What is being asked. All entries must be repeated exactly; do not include the pictures.

Data supplied.

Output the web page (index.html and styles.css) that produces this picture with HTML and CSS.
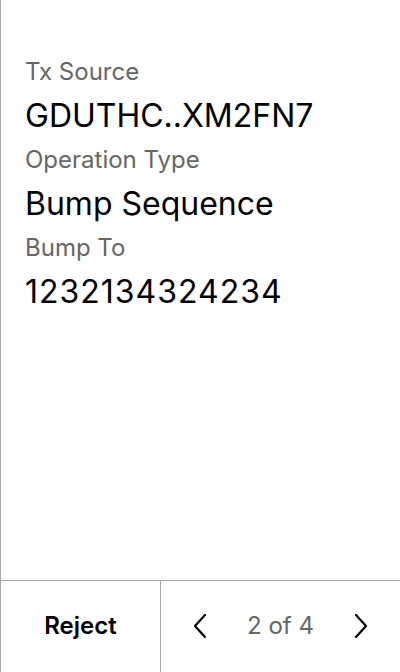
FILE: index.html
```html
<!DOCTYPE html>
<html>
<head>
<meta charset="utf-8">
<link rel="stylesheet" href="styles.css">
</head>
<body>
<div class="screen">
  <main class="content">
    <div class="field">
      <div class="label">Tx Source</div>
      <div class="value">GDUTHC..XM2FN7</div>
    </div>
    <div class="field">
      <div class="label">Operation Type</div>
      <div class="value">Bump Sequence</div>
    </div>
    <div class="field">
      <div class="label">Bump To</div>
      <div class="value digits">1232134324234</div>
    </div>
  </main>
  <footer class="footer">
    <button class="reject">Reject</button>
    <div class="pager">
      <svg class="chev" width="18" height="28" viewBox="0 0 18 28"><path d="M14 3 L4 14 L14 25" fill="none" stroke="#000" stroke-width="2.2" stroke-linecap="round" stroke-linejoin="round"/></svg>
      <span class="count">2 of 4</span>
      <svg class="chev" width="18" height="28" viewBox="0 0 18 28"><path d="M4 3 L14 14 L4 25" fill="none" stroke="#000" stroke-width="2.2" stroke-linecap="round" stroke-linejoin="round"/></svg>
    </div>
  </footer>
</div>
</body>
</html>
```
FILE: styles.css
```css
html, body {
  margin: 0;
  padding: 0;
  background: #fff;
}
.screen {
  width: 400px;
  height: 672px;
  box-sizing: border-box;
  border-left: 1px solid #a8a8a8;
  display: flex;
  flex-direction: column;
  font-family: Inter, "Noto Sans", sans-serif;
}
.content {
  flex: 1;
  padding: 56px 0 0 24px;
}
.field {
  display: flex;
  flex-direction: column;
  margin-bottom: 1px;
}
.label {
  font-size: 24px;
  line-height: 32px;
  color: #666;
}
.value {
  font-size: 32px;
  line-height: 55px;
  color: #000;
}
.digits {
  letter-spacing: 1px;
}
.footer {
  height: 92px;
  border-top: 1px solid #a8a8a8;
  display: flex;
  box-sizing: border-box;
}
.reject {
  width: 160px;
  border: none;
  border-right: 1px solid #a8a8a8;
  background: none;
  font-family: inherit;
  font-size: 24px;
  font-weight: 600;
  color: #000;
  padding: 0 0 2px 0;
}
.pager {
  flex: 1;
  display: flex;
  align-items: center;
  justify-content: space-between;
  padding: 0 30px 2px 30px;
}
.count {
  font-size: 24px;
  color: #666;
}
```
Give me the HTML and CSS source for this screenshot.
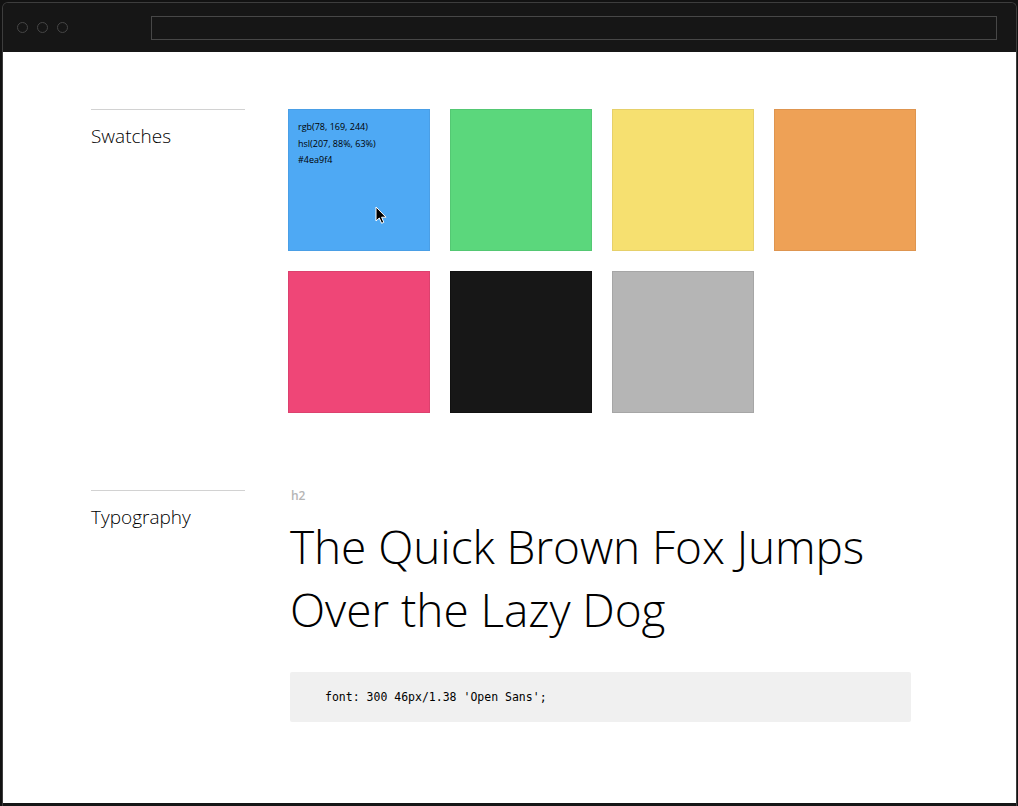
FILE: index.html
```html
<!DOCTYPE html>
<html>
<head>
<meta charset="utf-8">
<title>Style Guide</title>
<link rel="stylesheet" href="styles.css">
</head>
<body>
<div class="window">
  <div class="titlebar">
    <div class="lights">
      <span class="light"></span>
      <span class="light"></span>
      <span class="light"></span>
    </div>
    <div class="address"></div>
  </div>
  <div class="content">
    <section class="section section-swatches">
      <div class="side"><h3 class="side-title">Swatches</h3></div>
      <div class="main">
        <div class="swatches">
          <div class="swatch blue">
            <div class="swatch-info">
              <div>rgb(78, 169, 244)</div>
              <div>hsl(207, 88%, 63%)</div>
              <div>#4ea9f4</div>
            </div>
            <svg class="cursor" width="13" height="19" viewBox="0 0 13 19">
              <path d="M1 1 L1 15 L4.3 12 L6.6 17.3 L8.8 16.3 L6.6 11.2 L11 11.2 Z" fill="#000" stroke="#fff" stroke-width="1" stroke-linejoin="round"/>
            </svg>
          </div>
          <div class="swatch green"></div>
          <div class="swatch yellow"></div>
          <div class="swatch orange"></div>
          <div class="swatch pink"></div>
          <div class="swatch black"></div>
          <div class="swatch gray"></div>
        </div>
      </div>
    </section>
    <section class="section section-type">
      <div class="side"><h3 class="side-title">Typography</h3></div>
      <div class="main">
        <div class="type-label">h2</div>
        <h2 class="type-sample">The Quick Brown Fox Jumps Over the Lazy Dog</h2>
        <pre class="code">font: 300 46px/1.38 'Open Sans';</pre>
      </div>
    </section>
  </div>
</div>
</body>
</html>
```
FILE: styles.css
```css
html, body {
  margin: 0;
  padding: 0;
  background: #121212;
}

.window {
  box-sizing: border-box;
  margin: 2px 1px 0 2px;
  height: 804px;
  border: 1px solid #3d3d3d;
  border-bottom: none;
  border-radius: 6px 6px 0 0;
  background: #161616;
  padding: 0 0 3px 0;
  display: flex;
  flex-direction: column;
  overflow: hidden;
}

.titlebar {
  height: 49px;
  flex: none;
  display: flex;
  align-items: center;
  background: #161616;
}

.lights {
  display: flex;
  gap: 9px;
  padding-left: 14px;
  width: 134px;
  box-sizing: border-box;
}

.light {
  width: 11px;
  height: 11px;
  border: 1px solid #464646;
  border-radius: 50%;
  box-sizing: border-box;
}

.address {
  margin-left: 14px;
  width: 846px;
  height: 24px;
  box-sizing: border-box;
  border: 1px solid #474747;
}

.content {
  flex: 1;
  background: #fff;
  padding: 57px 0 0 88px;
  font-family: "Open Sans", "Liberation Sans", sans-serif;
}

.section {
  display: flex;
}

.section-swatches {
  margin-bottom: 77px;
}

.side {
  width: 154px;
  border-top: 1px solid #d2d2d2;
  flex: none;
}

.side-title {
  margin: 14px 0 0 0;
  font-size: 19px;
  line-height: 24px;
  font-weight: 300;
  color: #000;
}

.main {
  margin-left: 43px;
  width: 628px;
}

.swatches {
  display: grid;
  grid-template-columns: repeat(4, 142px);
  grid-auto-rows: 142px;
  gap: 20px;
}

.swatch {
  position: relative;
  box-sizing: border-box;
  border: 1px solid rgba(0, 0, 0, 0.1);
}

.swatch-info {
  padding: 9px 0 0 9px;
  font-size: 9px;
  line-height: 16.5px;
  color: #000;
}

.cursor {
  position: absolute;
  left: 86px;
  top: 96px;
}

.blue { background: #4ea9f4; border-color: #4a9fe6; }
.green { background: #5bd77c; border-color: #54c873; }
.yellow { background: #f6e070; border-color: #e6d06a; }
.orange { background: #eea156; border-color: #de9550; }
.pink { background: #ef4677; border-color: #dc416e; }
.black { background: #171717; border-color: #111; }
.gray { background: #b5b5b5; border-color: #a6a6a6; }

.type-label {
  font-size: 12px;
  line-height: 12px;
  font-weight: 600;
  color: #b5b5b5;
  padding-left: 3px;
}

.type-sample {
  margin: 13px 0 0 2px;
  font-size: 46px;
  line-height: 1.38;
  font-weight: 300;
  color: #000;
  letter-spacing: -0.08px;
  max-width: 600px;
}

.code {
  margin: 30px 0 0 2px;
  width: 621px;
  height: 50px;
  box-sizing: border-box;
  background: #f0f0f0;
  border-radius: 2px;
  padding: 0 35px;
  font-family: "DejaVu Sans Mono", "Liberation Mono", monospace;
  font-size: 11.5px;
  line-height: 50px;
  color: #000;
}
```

Task result.
Output the web page (index.html and styles.css) that produces this picture with HTML and CSS.
FILE: index.html
```html
<!DOCTYPE html>
<html>
<head>
<meta charset="utf-8">
<link rel="stylesheet" href="styles.css">
</head>
<body>
<div class="screen">
  <main class="content">
    <div class="field">
      <div class="label">Tx Source</div>
      <div class="value">GDUTHC..XM2FN7</div>
    </div>
    <div class="field">
      <div class="label">Operation Type</div>
      <div class="value">Bump Sequence</div>
    </div>
    <div class="field">
      <div class="label">Bump To</div>
      <div class="value digits">1232134324234</div>
    </div>
  </main>
  <footer class="footer">
    <button class="reject">Reject</button>
    <div class="pager">
      <svg class="chev" width="18" height="28" viewBox="0 0 18 28"><path d="M14 3 L4 14 L14 25" fill="none" stroke="#000" stroke-width="2.2" stroke-linecap="round" stroke-linejoin="round"/></svg>
      <span class="count">2 of 4</span>
      <svg class="chev" width="18" height="28" viewBox="0 0 18 28"><path d="M4 3 L14 14 L4 25" fill="none" stroke="#000" stroke-width="2.2" stroke-linecap="round" stroke-linejoin="round"/></svg>
    </div>
  </footer>
</div>
</body>
</html>
```
FILE: styles.css
```css
html, body {
  margin: 0;
  padding: 0;
  background: #fff;
}
.screen {
  width: 400px;
  height: 672px;
  box-sizing: border-box;
  border-left: 1px solid #a8a8a8;
  display: flex;
  flex-direction: column;
  font-family: Inter, "Noto Sans", sans-serif;
}
.content {
  flex: 1;
  padding: 56px 0 0 24px;
}
.field {
  display: flex;
  flex-direction: column;
  margin-bottom: 1px;
}
.label {
  font-size: 24px;
  line-height: 32px;
  color: #666;
}
.value {
  font-size: 32px;
  line-height: 55px;
  color: #000;
}
.digits {
  letter-spacing: 1px;
}
.footer {
  height: 92px;
  border-top: 1px solid #a8a8a8;
  display: flex;
  box-sizing: border-box;
}
.reject {
  width: 160px;
  border: none;
  border-right: 1px solid #a8a8a8;
  background: none;
  font-family: inherit;
  font-size: 24px;
  font-weight: 600;
  color: #000;
  padding: 0 0 2px 0;
}
.pager {
  flex: 1;
  display: flex;
  align-items: center;
  justify-content: space-between;
  padding: 0 30px 2px 30px;
}
.count {
  font-size: 24px;
  color: #666;
}
```
Give me the HTML and CSS source for this screenshot.
FILE: index.html
```html
<!DOCTYPE html>
<html>
<head>
<meta charset="utf-8">
<title>Style Guide</title>
<link rel="stylesheet" href="styles.css">
</head>
<body>
<div class="window">
  <div class="titlebar">
    <div class="lights">
      <span class="light"></span>
      <span class="light"></span>
      <span class="light"></span>
    </div>
    <div class="address"></div>
  </div>
  <div class="content">
    <section class="section section-swatches">
      <div class="side"><h3 class="side-title">Swatches</h3></div>
      <div class="main">
        <div class="swatches">
          <div class="swatch blue">
            <div class="swatch-info">
              <div>rgb(78, 169, 244)</div>
              <div>hsl(207, 88%, 63%)</div>
              <div>#4ea9f4</div>
            </div>
            <svg class="cursor" width="13" height="19" viewBox="0 0 13 19">
              <path d="M1 1 L1 15 L4.3 12 L6.6 17.3 L8.8 16.3 L6.6 11.2 L11 11.2 Z" fill="#000" stroke="#fff" stroke-width="1" stroke-linejoin="round"/>
            </svg>
          </div>
          <div class="swatch green"></div>
          <div class="swatch yellow"></div>
          <div class="swatch orange"></div>
          <div class="swatch pink"></div>
          <div class="swatch black"></div>
          <div class="swatch gray"></div>
        </div>
      </div>
    </section>
    <section class="section section-type">
      <div class="side"><h3 class="side-title">Typography</h3></div>
      <div class="main">
        <div class="type-label">h2</div>
        <h2 class="type-sample">The Quick Brown Fox Jumps Over the Lazy Dog</h2>
        <pre class="code">font: 300 46px/1.38 'Open Sans';</pre>
      </div>
    </section>
  </div>
</div>
</body>
</html>
```
FILE: styles.css
```css
html, body {
  margin: 0;
  padding: 0;
  background: #121212;
}

.window {
  box-sizing: border-box;
  margin: 2px 1px 0 2px;
  height: 804px;
  border: 1px solid #3d3d3d;
  border-bottom: none;
  border-radius: 6px 6px 0 0;
  background: #161616;
  padding: 0 0 3px 0;
  display: flex;
  flex-direction: column;
  overflow: hidden;
}

.titlebar {
  height: 49px;
  flex: none;
  display: flex;
  align-items: center;
  background: #161616;
}

.lights {
  display: flex;
  gap: 9px;
  padding-left: 14px;
  width: 134px;
  box-sizing: border-box;
}

.light {
  width: 11px;
  height: 11px;
  border: 1px solid #464646;
  border-radius: 50%;
  box-sizing: border-box;
}

.address {
  margin-left: 14px;
  width: 846px;
  height: 24px;
  box-sizing: border-box;
  border: 1px solid #474747;
}

.content {
  flex: 1;
  background: #fff;
  padding: 57px 0 0 88px;
  font-family: "Open Sans", "Liberation Sans", sans-serif;
}

.section {
  display: flex;
}

.section-swatches {
  margin-bottom: 77px;
}

.side {
  width: 154px;
  border-top: 1px solid #d2d2d2;
  flex: none;
}

.side-title {
  margin: 14px 0 0 0;
  font-size: 19px;
  line-height: 24px;
  font-weight: 300;
  color: #000;
}

.main {
  margin-left: 43px;
  width: 628px;
}

.swatches {
  display: grid;
  grid-template-columns: repeat(4, 142px);
  grid-auto-rows: 142px;
  gap: 20px;
}

.swatch {
  position: relative;
  box-sizing: border-box;
  border: 1px solid rgba(0, 0, 0, 0.1);
}

.swatch-info {
  padding: 9px 0 0 9px;
  font-size: 9px;
  line-height: 16.5px;
  color: #000;
}

.cursor {
  position: absolute;
  left: 86px;
  top: 96px;
}

.blue { background: #4ea9f4; border-color: #4a9fe6; }
.green { background: #5bd77c; border-color: #54c873; }
.yellow { background: #f6e070; border-color: #e6d06a; }
.orange { background: #eea156; border-color: #de9550; }
.pink { background: #ef4677; border-color: #dc416e; }
.black { background: #171717; border-color: #111; }
.gray { background: #b5b5b5; border-color: #a6a6a6; }

.type-label {
  font-size: 12px;
  line-height: 12px;
  font-weight: 600;
  color: #b5b5b5;
  padding-left: 3px;
}

.type-sample {
  margin: 13px 0 0 2px;
  font-size: 46px;
  line-height: 1.38;
  font-weight: 300;
  color: #000;
  letter-spacing: -0.08px;
  max-width: 600px;
}

.code {
  margin: 30px 0 0 2px;
  width: 621px;
  height: 50px;
  box-sizing: border-box;
  background: #f0f0f0;
  border-radius: 2px;
  padding: 0 35px;
  font-family: "DejaVu Sans Mono", "Liberation Mono", monospace;
  font-size: 11.5px;
  line-height: 50px;
  color: #000;
}
```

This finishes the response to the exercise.